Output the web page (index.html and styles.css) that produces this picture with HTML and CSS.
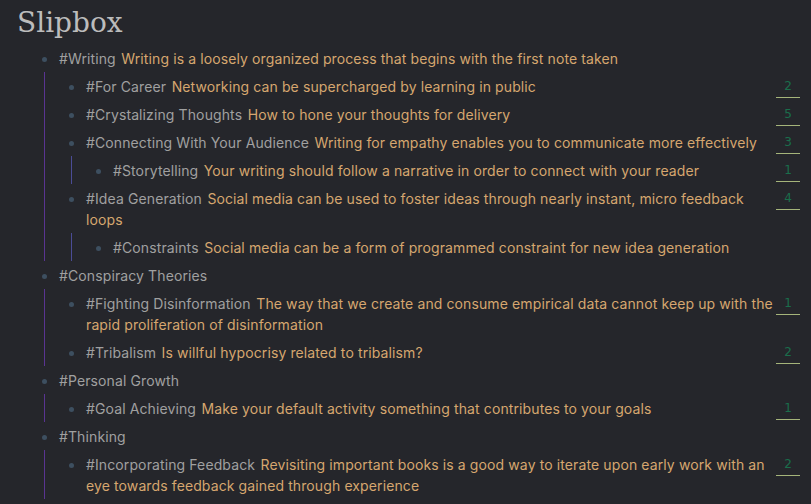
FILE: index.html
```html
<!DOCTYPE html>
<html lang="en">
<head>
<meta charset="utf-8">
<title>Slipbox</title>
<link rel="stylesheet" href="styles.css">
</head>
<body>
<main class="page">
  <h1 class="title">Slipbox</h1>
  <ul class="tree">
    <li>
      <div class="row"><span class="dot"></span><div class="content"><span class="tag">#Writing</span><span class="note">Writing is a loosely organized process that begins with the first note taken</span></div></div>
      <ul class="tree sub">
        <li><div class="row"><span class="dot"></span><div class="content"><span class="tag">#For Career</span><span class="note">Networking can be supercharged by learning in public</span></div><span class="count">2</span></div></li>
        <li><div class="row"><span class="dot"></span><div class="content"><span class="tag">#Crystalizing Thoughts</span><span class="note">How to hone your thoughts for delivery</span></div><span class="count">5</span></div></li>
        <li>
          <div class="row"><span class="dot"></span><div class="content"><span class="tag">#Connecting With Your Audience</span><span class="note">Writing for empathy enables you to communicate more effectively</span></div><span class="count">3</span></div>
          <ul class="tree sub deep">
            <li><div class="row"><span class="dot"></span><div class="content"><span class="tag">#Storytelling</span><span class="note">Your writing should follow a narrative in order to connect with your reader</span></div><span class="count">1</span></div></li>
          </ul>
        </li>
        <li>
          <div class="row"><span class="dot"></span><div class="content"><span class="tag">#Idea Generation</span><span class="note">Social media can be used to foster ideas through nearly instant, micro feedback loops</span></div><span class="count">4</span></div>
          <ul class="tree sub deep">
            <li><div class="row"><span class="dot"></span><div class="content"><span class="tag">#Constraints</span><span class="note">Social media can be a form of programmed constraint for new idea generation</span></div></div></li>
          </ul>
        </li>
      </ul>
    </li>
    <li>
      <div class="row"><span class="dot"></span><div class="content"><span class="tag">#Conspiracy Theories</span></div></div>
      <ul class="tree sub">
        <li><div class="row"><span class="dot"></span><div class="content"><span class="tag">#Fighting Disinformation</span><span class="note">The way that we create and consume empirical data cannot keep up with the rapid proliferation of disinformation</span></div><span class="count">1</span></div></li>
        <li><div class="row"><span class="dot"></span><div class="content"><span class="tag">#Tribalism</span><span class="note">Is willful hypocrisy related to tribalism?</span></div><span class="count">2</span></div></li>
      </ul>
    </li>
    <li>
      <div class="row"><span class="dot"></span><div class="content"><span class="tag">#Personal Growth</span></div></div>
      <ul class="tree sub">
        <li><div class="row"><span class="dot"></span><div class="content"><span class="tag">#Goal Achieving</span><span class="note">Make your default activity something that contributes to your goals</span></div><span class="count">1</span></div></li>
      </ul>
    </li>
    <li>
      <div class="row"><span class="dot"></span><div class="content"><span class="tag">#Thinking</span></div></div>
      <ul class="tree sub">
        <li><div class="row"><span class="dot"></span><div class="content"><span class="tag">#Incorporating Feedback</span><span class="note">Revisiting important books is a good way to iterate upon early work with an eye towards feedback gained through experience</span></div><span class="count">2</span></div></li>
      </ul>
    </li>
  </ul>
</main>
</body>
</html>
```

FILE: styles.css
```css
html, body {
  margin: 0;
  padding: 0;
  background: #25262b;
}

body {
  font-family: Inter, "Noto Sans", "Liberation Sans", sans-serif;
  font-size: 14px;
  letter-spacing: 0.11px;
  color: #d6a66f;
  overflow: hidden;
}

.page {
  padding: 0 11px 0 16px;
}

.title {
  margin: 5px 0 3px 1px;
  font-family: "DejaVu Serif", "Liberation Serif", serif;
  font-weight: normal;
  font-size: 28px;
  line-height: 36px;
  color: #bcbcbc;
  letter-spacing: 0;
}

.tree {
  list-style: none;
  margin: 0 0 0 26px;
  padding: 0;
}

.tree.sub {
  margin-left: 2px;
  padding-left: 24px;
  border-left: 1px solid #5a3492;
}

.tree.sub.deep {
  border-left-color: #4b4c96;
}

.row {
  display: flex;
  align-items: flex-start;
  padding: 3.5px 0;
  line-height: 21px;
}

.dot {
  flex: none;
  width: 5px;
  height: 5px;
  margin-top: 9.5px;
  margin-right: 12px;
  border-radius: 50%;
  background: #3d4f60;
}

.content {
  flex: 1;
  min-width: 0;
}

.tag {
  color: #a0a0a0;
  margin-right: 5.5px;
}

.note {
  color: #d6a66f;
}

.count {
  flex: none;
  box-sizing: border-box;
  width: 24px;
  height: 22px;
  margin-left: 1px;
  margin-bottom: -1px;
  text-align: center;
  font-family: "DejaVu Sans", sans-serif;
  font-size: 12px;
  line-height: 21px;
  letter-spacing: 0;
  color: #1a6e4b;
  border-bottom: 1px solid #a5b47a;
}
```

--

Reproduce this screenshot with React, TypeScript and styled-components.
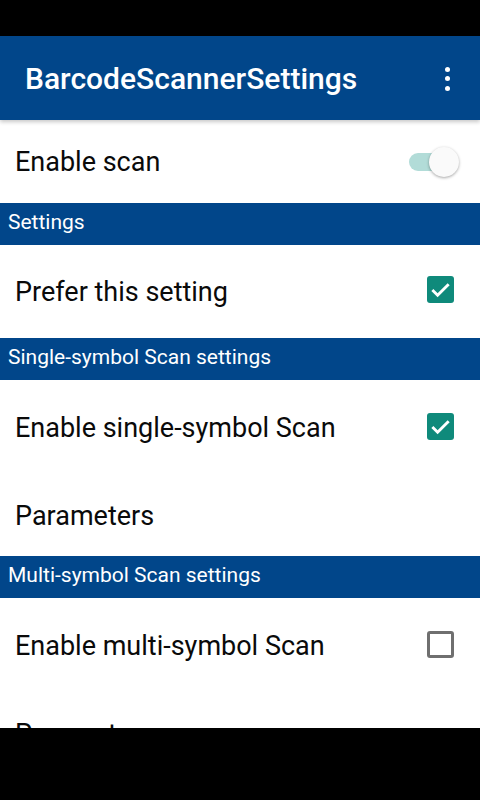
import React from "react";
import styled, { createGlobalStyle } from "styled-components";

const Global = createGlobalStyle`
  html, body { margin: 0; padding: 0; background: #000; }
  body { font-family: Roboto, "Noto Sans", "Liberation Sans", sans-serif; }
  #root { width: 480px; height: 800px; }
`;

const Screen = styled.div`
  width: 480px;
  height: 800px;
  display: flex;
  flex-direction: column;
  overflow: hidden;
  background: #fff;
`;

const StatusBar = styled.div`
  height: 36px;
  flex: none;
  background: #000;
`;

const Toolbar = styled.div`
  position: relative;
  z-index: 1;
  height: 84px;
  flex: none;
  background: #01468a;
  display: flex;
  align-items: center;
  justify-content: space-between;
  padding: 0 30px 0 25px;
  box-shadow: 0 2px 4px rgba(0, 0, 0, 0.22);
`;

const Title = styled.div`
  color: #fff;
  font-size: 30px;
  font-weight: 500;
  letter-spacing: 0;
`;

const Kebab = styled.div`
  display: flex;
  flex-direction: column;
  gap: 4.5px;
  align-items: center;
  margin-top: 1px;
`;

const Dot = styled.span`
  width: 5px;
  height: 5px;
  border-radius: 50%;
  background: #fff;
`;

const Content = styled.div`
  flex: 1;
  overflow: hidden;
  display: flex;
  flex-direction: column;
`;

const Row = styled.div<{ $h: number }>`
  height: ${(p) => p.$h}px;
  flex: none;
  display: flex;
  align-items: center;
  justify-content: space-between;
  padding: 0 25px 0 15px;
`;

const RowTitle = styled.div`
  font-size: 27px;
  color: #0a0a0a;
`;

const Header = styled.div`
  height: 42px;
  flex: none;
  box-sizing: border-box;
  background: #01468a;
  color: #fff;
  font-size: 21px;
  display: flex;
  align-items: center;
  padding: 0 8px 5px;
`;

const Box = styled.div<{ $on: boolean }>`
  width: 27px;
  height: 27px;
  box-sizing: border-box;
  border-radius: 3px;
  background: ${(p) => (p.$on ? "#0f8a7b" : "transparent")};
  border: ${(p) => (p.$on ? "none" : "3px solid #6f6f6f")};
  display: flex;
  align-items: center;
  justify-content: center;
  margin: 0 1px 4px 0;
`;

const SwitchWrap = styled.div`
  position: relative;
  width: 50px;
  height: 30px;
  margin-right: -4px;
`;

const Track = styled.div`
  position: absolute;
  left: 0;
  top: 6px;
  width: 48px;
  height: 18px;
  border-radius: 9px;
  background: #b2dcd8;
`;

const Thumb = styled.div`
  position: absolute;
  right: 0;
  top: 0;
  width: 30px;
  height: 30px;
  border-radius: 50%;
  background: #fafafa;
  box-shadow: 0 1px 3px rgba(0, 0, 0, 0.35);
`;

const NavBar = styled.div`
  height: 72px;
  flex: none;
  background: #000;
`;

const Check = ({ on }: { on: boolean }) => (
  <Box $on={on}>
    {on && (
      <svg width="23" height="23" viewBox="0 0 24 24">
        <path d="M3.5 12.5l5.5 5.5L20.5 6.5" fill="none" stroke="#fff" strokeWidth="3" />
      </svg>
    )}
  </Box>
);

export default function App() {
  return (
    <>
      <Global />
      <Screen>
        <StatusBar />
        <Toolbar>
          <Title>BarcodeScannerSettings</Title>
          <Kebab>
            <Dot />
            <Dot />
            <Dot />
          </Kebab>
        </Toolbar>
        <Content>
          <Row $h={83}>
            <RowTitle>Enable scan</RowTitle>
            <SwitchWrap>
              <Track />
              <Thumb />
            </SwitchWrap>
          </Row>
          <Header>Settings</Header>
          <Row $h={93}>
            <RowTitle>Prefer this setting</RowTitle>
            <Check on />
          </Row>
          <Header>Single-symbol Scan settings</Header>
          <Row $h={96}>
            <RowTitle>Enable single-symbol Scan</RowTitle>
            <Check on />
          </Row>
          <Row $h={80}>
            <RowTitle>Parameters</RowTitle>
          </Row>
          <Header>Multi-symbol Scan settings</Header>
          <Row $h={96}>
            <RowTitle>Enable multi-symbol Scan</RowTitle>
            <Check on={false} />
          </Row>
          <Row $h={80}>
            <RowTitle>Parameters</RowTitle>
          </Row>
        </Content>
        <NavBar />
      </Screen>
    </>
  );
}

--

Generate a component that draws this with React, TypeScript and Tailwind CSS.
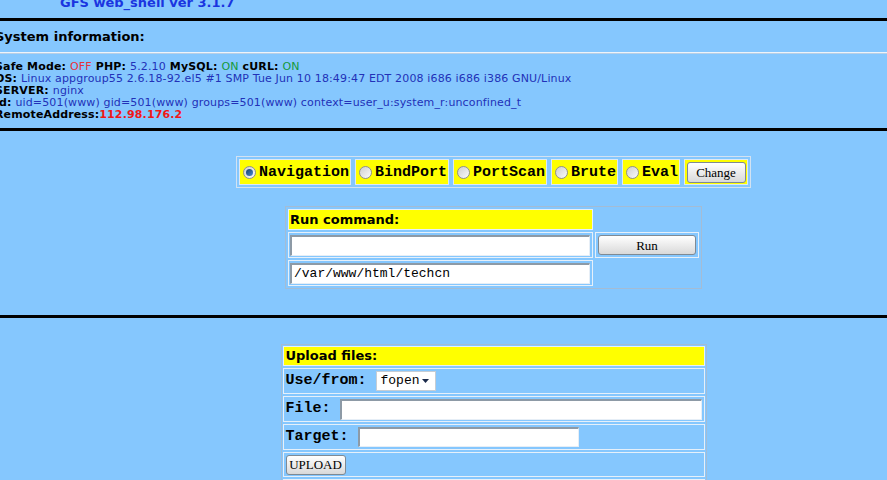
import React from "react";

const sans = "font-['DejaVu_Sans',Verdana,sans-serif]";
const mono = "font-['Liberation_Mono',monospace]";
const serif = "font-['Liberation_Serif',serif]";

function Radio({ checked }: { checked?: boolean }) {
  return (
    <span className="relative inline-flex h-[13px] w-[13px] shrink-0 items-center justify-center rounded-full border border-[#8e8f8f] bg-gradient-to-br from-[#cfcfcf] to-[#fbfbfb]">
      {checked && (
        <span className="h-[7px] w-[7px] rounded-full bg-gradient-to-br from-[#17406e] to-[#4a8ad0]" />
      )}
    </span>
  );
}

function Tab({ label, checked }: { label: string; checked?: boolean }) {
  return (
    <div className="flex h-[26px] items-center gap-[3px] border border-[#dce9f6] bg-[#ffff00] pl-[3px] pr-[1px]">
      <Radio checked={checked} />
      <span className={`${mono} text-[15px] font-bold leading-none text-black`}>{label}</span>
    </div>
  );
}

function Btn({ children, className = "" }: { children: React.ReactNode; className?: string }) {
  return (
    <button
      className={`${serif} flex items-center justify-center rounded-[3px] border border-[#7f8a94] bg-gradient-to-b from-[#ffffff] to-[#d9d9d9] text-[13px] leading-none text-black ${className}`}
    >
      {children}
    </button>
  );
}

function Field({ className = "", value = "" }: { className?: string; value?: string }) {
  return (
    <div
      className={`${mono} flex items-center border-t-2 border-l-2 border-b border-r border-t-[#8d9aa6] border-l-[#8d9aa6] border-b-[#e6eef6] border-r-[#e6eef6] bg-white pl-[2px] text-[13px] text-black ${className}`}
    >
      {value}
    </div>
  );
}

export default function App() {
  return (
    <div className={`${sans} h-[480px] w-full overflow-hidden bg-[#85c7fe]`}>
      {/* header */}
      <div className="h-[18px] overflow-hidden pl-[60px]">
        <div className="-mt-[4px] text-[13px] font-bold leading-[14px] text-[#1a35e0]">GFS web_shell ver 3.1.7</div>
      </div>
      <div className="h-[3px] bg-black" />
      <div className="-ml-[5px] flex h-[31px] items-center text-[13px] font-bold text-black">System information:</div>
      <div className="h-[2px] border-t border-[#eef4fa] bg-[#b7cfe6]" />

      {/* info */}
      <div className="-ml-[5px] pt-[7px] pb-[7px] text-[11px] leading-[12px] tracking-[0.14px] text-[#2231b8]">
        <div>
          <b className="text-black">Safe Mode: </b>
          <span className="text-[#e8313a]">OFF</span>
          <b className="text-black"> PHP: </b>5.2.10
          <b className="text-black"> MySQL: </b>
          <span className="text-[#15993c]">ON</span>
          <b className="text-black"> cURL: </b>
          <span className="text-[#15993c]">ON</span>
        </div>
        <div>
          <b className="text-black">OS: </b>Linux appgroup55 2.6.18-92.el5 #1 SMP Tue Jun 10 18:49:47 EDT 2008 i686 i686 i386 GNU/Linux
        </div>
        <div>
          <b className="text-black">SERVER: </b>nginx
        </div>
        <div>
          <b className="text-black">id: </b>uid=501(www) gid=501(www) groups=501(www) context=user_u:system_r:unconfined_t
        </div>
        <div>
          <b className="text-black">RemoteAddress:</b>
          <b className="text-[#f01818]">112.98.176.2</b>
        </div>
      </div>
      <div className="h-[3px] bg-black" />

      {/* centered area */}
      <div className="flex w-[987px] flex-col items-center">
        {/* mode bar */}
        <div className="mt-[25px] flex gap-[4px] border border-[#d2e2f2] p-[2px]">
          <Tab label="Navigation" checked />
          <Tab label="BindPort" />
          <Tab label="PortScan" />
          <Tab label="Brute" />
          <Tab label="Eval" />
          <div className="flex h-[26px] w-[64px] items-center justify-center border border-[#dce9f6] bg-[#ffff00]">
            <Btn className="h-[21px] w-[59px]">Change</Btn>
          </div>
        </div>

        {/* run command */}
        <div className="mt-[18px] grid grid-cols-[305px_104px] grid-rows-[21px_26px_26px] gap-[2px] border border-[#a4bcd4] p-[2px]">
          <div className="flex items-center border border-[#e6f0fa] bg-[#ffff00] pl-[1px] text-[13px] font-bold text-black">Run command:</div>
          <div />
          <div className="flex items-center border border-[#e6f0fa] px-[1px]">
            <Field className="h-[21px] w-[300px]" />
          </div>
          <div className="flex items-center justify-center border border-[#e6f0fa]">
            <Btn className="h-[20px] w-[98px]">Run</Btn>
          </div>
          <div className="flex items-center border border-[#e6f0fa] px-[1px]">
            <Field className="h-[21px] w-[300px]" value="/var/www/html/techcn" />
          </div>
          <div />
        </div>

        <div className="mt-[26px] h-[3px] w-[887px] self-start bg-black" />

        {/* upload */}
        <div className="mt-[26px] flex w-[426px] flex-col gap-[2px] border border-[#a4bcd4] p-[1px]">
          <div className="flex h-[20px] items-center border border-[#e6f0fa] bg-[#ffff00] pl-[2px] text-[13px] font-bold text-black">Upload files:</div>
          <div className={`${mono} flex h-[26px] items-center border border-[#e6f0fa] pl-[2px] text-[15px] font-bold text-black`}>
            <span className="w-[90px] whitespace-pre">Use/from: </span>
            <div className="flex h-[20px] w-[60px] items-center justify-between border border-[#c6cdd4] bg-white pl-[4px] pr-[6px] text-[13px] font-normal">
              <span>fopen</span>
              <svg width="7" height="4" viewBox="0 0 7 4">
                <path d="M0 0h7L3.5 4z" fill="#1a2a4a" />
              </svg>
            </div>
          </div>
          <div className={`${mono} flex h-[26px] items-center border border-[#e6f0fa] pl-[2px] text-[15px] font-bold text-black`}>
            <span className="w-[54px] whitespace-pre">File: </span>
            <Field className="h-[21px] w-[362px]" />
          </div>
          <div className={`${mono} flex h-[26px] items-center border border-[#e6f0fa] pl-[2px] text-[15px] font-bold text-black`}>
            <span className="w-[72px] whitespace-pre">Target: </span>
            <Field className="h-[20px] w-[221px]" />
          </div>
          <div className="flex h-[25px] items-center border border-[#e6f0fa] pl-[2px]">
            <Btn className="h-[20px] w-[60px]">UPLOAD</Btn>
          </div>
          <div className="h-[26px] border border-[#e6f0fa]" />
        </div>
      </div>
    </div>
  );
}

* _Problem to solve_
In the records above, find each line holding "React" and copy it.

* _Exercise result_
Reproduce this screenshot with React, TypeScript and styled-components.
import React from "react";
Generate a component that draws this with React, TypeScript and Tailwind CSS.
import React from "react";
function Btn({ children, className = "" }: { children: React.ReactNode; className?: string }) {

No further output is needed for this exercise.